STORED DATA
"""
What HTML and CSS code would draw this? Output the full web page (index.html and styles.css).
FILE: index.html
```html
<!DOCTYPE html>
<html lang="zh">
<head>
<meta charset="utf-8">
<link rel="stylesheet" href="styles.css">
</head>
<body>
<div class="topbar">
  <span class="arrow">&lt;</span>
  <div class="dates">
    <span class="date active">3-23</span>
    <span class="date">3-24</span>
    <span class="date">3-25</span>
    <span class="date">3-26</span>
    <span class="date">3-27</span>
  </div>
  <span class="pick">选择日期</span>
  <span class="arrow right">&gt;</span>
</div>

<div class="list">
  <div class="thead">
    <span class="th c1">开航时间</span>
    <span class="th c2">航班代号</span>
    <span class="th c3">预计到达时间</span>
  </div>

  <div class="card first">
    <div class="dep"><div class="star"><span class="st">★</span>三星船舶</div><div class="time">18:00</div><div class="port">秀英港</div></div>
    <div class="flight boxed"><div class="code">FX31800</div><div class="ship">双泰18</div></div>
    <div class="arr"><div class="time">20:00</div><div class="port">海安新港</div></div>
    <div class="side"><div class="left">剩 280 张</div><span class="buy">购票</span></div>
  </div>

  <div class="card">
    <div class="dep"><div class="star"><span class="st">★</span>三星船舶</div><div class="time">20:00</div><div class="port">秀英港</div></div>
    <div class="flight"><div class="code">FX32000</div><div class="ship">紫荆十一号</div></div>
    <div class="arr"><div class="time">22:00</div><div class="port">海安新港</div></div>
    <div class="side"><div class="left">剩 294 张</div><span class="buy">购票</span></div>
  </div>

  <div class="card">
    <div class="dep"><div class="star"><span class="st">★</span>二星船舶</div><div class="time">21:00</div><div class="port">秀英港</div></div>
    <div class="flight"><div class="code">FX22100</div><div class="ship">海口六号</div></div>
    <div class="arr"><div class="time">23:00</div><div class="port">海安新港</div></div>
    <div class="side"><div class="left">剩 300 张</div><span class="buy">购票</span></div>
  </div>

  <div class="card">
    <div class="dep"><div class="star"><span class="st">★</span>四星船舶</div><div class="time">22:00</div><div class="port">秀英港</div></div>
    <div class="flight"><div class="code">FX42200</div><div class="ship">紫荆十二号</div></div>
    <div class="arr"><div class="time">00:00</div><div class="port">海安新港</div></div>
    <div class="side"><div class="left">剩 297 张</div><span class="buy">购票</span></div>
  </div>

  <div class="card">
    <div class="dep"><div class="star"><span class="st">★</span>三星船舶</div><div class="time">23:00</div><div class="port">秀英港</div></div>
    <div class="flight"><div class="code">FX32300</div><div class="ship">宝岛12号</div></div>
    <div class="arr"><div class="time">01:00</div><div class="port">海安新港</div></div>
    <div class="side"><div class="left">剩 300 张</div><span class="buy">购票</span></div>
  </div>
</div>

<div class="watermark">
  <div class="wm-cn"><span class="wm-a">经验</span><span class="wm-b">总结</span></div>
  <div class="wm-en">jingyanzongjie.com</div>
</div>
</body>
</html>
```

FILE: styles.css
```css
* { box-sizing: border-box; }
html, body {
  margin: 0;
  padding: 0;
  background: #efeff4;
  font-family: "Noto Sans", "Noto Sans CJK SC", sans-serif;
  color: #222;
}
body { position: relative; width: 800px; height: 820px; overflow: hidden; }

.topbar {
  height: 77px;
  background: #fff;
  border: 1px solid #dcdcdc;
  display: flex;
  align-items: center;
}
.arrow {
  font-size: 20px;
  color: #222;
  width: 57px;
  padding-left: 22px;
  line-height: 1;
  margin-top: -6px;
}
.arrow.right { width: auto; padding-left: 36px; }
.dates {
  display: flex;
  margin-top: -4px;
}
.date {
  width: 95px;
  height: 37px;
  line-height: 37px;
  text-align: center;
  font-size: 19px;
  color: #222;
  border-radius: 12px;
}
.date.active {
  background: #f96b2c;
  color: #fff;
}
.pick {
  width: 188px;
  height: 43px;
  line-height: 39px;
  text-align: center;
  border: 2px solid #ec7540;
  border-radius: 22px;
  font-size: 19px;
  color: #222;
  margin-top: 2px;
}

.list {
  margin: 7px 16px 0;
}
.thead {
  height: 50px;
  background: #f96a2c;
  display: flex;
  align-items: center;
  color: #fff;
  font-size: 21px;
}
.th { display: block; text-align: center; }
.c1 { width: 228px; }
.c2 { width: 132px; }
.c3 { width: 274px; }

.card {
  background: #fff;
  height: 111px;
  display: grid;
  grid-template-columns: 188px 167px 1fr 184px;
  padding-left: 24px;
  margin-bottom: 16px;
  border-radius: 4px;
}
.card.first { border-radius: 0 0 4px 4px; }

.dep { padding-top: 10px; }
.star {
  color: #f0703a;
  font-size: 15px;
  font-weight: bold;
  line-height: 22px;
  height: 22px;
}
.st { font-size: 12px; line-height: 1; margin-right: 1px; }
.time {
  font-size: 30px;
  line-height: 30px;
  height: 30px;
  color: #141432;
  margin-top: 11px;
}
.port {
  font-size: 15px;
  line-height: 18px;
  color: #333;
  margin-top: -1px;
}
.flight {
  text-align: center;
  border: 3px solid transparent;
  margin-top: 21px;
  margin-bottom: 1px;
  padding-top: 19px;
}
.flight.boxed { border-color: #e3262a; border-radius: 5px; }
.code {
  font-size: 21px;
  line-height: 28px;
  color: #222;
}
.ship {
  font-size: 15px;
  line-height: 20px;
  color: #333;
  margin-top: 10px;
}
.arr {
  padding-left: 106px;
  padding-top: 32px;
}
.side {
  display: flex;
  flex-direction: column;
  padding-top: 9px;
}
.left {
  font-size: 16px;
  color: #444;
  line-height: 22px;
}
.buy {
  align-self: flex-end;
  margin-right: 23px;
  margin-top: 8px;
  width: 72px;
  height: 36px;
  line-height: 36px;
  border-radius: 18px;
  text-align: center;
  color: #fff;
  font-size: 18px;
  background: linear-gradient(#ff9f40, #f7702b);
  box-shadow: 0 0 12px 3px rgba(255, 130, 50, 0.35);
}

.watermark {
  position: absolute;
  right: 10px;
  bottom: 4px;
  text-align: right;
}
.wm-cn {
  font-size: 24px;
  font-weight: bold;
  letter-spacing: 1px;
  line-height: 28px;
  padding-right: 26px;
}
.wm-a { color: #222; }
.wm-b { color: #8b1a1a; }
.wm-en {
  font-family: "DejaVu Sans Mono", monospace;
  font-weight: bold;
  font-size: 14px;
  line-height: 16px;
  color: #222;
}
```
"""
EXERCISE PROMPT
Return every line in the listing that contains the word "styles".

REPLY
What HTML and CSS code would draw this? Output the full web page (index.html and styles.css).
<link rel="stylesheet" href="styles.css">
FILE: styles.css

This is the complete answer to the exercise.